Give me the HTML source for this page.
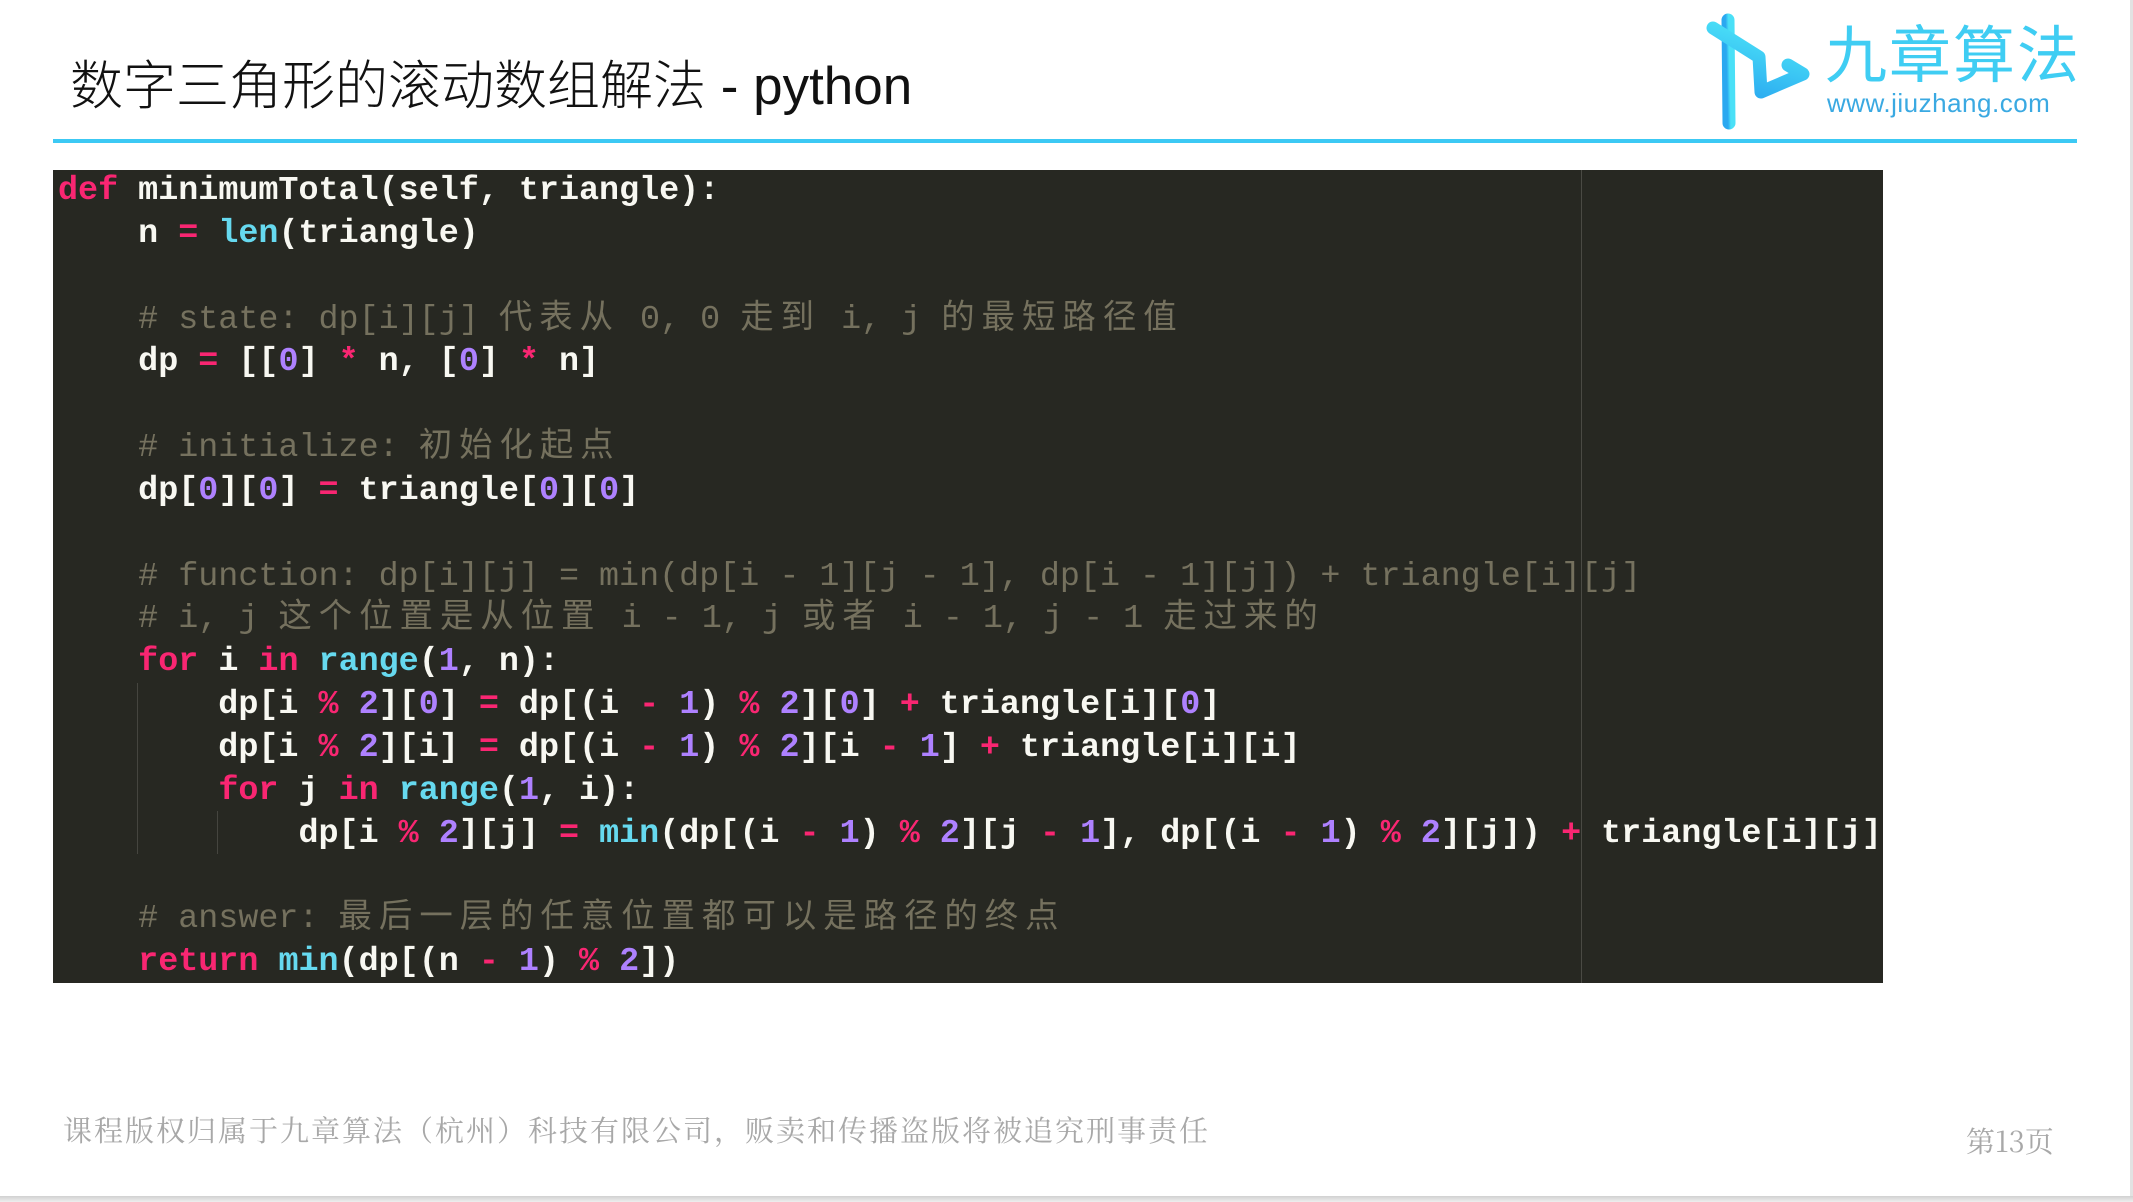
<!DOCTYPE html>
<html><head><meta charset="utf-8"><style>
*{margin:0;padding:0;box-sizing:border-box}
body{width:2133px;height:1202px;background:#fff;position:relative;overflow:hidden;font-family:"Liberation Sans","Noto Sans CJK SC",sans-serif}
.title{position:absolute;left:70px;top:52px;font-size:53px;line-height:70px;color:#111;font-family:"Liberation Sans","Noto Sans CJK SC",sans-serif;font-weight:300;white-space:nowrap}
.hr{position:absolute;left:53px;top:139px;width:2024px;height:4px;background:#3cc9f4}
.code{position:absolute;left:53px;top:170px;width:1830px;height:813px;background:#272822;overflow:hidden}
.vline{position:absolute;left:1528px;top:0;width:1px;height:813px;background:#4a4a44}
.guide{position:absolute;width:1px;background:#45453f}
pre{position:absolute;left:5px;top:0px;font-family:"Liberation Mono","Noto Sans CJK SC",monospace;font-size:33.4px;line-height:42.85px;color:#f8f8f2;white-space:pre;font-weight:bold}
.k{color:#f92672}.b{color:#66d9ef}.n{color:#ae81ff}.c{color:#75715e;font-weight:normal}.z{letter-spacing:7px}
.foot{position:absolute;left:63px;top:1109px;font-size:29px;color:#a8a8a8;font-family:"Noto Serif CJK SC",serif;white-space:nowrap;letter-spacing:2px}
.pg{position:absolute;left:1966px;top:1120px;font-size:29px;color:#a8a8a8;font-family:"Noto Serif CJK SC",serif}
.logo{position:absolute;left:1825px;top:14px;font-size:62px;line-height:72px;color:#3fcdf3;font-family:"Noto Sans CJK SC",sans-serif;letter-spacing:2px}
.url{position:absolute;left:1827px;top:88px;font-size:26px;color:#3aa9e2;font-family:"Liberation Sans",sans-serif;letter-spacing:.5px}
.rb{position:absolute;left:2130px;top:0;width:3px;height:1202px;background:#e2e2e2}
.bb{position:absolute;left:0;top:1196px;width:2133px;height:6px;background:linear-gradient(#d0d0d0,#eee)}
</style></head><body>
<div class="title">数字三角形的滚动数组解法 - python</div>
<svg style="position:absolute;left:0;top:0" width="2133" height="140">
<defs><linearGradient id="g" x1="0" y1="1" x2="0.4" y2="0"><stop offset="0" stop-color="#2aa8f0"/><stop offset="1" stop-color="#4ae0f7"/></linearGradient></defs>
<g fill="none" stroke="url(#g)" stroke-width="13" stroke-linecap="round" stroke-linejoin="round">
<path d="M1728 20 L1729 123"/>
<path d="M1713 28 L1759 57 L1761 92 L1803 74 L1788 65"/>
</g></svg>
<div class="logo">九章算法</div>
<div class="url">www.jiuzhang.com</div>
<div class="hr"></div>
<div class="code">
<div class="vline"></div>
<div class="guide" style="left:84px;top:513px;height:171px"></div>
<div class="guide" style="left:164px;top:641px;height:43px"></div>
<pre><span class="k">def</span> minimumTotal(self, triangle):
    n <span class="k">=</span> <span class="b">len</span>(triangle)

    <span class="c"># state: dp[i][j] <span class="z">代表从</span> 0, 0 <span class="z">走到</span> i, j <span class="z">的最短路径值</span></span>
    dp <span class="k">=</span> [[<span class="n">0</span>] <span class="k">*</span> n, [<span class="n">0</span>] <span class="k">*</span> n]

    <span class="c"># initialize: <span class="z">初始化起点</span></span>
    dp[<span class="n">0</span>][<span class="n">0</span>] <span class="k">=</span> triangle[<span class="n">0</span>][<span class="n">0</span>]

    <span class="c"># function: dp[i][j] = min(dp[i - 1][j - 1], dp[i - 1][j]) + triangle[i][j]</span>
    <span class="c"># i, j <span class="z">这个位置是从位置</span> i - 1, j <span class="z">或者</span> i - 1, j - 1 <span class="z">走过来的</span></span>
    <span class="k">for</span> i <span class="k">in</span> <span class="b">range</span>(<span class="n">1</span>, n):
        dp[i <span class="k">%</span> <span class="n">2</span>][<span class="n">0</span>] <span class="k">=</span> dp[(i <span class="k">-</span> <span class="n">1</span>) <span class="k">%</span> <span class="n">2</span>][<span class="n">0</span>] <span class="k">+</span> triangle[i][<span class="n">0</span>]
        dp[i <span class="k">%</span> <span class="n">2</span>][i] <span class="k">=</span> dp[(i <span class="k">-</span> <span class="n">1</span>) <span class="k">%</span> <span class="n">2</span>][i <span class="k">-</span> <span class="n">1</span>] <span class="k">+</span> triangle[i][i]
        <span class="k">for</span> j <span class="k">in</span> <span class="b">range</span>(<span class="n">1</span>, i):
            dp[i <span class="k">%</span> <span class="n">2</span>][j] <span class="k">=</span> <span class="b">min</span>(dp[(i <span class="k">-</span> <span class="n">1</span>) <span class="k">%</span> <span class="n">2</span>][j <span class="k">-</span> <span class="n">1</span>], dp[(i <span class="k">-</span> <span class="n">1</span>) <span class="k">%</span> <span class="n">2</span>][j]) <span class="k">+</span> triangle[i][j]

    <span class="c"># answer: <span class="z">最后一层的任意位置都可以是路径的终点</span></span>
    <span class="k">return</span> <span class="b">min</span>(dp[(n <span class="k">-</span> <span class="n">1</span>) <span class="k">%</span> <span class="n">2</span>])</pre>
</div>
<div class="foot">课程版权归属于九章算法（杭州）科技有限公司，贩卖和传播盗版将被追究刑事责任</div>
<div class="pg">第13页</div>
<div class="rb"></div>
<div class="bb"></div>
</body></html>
--
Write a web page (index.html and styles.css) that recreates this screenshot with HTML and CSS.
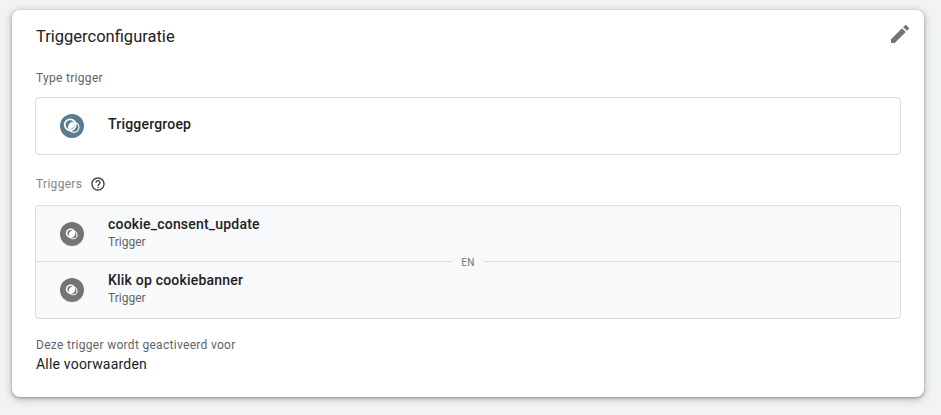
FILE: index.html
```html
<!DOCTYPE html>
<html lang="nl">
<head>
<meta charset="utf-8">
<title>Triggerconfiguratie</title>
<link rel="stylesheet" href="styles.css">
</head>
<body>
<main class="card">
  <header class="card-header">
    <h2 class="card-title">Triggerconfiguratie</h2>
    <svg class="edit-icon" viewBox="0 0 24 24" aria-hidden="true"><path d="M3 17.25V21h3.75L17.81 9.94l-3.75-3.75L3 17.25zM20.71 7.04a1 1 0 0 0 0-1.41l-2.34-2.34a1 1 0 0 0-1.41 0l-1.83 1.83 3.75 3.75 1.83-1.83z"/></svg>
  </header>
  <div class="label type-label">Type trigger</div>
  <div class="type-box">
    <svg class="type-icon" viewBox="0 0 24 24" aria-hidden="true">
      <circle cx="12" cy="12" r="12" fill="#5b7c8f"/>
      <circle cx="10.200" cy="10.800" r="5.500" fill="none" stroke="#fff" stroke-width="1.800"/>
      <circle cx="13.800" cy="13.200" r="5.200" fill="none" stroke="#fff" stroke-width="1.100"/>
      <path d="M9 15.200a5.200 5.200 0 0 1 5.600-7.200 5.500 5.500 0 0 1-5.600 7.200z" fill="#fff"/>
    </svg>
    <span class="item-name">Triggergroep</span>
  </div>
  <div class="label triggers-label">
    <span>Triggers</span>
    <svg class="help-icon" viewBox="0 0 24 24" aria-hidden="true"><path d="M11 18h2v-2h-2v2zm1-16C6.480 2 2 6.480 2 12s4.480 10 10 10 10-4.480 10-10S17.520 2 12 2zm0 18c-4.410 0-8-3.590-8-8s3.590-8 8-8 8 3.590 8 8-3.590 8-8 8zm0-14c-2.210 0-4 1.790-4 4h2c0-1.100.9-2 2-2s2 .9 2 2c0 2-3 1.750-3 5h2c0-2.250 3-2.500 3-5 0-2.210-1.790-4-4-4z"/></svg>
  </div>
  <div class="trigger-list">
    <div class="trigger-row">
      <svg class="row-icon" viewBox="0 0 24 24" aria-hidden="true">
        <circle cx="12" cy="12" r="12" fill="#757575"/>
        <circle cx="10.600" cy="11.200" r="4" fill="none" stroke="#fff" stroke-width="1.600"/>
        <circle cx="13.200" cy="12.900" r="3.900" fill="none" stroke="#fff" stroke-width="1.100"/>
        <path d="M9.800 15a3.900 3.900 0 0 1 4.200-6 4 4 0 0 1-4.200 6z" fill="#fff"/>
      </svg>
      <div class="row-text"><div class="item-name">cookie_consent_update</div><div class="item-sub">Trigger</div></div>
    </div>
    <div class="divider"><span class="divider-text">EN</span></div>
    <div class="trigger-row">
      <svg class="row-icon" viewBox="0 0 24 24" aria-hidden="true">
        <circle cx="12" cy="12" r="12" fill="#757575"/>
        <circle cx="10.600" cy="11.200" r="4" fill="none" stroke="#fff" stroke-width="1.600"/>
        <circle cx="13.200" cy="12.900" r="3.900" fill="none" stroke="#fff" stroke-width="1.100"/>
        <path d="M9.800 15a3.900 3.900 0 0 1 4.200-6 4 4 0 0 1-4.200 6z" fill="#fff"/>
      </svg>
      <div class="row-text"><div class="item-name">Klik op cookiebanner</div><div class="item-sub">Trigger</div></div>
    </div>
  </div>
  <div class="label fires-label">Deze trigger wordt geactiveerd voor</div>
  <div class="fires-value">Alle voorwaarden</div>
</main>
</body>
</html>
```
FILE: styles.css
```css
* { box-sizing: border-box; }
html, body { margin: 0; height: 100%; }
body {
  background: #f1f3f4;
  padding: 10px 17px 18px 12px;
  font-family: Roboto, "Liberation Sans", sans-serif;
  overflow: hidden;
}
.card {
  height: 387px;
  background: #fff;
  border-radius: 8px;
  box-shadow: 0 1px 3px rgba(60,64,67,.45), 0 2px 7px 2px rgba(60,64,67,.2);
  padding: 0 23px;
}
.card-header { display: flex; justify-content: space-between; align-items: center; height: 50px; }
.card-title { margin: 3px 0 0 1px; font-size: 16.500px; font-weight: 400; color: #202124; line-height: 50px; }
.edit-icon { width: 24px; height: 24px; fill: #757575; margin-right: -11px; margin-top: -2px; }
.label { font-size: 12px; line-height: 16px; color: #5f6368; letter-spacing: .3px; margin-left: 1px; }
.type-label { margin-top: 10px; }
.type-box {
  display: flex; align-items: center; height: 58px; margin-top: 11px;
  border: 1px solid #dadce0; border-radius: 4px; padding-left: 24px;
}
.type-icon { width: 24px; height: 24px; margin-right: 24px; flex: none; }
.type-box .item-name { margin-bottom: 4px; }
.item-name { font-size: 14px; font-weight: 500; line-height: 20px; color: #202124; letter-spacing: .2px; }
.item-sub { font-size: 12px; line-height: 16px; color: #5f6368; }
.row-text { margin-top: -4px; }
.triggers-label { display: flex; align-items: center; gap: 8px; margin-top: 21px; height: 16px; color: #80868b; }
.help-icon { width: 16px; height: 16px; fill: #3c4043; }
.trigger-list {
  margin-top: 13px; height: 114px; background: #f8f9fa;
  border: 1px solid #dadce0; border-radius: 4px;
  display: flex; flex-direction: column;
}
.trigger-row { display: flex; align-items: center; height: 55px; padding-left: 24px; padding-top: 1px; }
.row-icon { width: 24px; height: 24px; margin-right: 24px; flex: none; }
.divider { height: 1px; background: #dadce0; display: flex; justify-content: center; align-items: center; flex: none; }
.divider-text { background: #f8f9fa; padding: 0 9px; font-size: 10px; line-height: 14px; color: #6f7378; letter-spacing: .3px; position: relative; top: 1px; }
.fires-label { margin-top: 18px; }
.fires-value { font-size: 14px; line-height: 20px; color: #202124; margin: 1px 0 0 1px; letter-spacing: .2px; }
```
--
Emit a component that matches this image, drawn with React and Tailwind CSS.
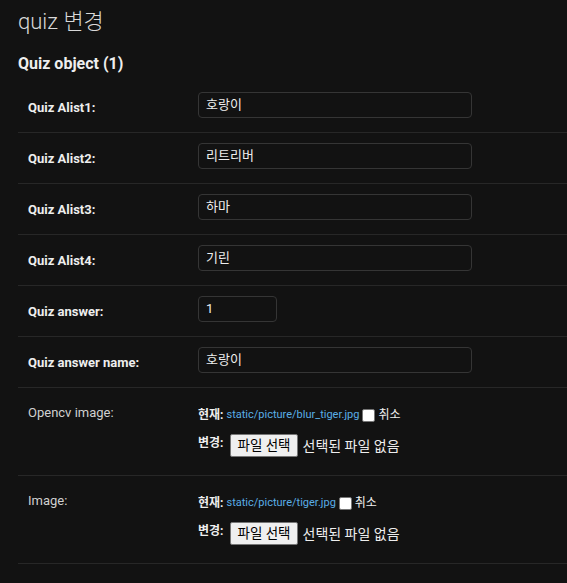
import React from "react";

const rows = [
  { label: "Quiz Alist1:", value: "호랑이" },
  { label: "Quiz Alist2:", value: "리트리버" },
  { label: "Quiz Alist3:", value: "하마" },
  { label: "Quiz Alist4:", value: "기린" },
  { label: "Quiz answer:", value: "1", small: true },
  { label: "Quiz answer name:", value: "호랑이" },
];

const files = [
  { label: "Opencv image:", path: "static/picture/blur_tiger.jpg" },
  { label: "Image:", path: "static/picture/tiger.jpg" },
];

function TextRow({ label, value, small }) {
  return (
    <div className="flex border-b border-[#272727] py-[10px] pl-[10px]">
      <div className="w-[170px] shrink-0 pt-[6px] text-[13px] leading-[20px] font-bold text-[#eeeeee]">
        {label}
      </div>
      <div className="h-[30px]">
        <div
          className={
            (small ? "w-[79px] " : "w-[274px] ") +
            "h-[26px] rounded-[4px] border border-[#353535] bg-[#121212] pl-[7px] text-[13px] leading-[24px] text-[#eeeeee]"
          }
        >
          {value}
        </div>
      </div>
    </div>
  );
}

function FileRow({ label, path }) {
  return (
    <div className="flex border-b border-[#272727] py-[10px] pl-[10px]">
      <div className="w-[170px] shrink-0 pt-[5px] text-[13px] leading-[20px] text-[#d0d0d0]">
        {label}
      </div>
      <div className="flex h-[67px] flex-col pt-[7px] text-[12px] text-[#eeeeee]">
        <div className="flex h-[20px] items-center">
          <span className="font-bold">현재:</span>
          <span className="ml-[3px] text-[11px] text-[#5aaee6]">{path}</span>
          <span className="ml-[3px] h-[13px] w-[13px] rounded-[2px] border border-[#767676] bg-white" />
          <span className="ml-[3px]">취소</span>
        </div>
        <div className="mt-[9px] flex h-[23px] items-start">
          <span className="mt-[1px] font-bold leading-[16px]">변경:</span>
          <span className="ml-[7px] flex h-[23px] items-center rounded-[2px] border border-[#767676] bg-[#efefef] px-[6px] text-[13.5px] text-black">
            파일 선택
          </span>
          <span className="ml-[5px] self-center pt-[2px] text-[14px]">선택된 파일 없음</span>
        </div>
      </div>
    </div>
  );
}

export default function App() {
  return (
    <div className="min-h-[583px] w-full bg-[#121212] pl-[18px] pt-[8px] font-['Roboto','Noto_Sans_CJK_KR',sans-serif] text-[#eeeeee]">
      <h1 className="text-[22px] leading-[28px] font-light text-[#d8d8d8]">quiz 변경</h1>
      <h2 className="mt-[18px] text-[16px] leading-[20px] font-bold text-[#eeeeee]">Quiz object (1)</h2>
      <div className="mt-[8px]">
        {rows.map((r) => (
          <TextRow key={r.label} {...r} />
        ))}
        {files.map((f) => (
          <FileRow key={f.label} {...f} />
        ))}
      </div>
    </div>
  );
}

> [Problem requirements]: Copy each line above where the string "with" occurs.

> [Complete response]:
Write a web page (index.html and styles.css) that recreates this screenshot with HTML and CSS.
Emit a component that matches this image, drawn with React and Tailwind CSS.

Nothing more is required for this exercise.